Тот факт, что чекисты моего отца сажали в 1937 году, я им в душе не припоминал, но есть одна вещь, которую нельзя простить энкавэдэшникам. Благодаря этим чекистам психология людей была деформирована, атмосфера всеобщего тотального доносительства уже после войны стала вообще «правилом хорошего тона», «нормой жизни». «Стучали» на своих товарищей не только ради должностей, званий, а уже просто так, «по зову сердца»…
Вот вам два примера. На последнем курсе учебы в Академии БТ и МВ нас послали на преддипломную практику и подготовку дипломного проекта, которая могла продлиться до полугода. Меня направили в Ленинград, на Кировский завод, и со мной вместе поехал в Ленинград на практику один из наших офицеров, Киселевский. Я-то сам питерский и сказал Киселевскому: «Ну что ты будешь мыкаться в заводском общежитии, живи у нас, в нашей квартире».
Дома показал ему семейную коллекцию марок, среди которых советских было мало, сплошь заграничные марки. Закончилась практика, вернулись в Москву, а потом узнаю, что Киселевский на меня донос накатал «особисту» академии, доложил, что Бараш – «космополит», имеет коллекцию заграничных марок и, видимо, держит связь с «за бугром». Этому доносу не дали ход, мы уже выпускались в войска. Получаю распределение в ЛВО, но мой однокурсник по фамилии Золотой стал меня слезно упрашивать, чтобы я поменялся с ним распределением, так как ему в Ленинграде есть где жить с семьей и маленьким ребенком, а если его зашлют «в Тмутаракань», то он будет маяться по съемным углам. Мне было все равно, где служить, я с ним поменялся, и в Москве мне дали новое назначение, еще лучше прежнего – в ОГСВГ, в Германию. Я стал служить в Берлине в городской военной комендатуре, в отделе автотранспорта города.

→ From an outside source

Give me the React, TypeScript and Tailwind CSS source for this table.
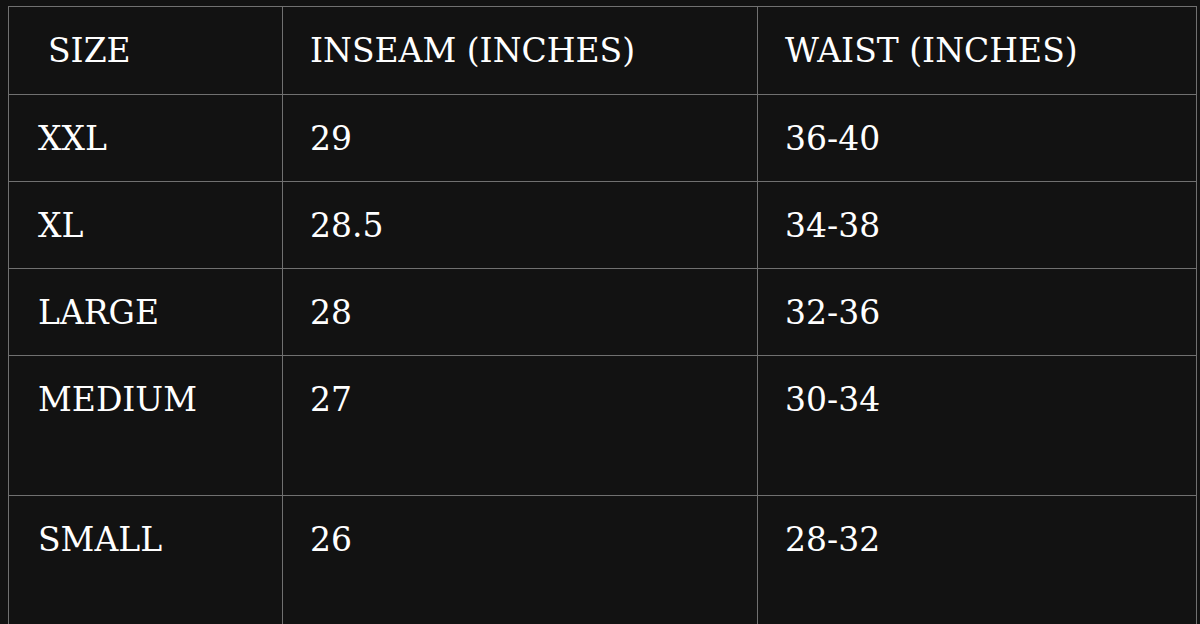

Один из новых сослуживцев повел меня к себе в гости. Жил он в добротном красивом двухэтажном особняке, в котором до мая 1945 года проживал чуть ли не простой немецкий заводской слесарь. Я впервые увидел, «как буржуи жили на Западе», и, глядя на обстановку в квартире и архитектуру дома, сказал, не подумавши, несколько добрых слов в адрес немцев, мол, умеют работать и жить. Сослуживец сразу донос на меня написал в Особый отдел: «восхваление капиталистического строя». Меня предупредили, мол, товарищ майор, будь осторожен в следующий раз в своих высказываниях, тебя взяли в разработку. Но когда через месяц-другой я окунулся в атмосферу берлинской комендатуры, мне просто стало противно, здешние офицеры строчили доносы друг на друга в погоне за званиями и должностями и в страхе, что их из этого «райского места» вернут служить в Союз. Убирали «конкурентов на продвижение» проверенным в 1937 году методом: «стукнул чекистам», а уж за ними дело не встанет, рукава закатают, и «пошла писать губерния»…
Я написал рапорт с просьбой перевести меня на службу обратно в СССР, и мой рапорт был моментально удовлетворен: кому-то я «освободил кресло» и был направлен служить на Дальний Восток. В Хабаровске, в окружном отделе кадров, меня спрашивают:
– Где хотите служить? Здесь или на Курилах?
– На Курилах.
За мной заходит другой офицер за назначением и ему задают тот же вопрос, на который он ответил, что хочет остаться в Хабаровске, так как у него двое маленьких детей. Но ведь как «кадровики» над людьми издевались – его отправляют служить на Курильские острова, а меня оставляют под Хабаровском. Так зачем было такой вопрос вообще задавать?
– А как вас в академию приняли? Насколько я знаю, с 1945 года существовал полный запрет на прием евреев в Бронетанковую академию имени Сталина?
Запрет на прием евреев в эту академию распространялся на первых порах только на командный факультет и действовал только с 1946 года, и то соблюдался он частично, даже в 1947 году на командный факультет могли принять еврея, если он Герой Советского Союза. Так, например, взяли Маковского и Кравеца. На том же факультете был капитан Лейбович с шестью орденами. Офицеров-евреев тем не менее без ограничений принимали на учебу на Высшие бронетанковые курсы в Ленинграде.
Но начиная с 1948 года двери очных отделений Бронетанковой академии, «ленинградских курсов» и Академии имени Фрунзе захлопнулись для евреев окончательно, после того как Сталин всех евреев бесповоротно зачислил в «безродные космополиты».
Однако на заочное отделение инженерного или автотракторного факультета евреев еще иногда принимали по «процентной норме», как при царе-батюшке в гимназии – не более двух человек на курс… После смерти Сталина «процентная норма» на прием в академию была сохранена.
Я во время войны всего пару раз сталкивался с открытым проявлением негативного отношения к евреям и не чувствовал себя ущербным «инвалидом по 5-й графе».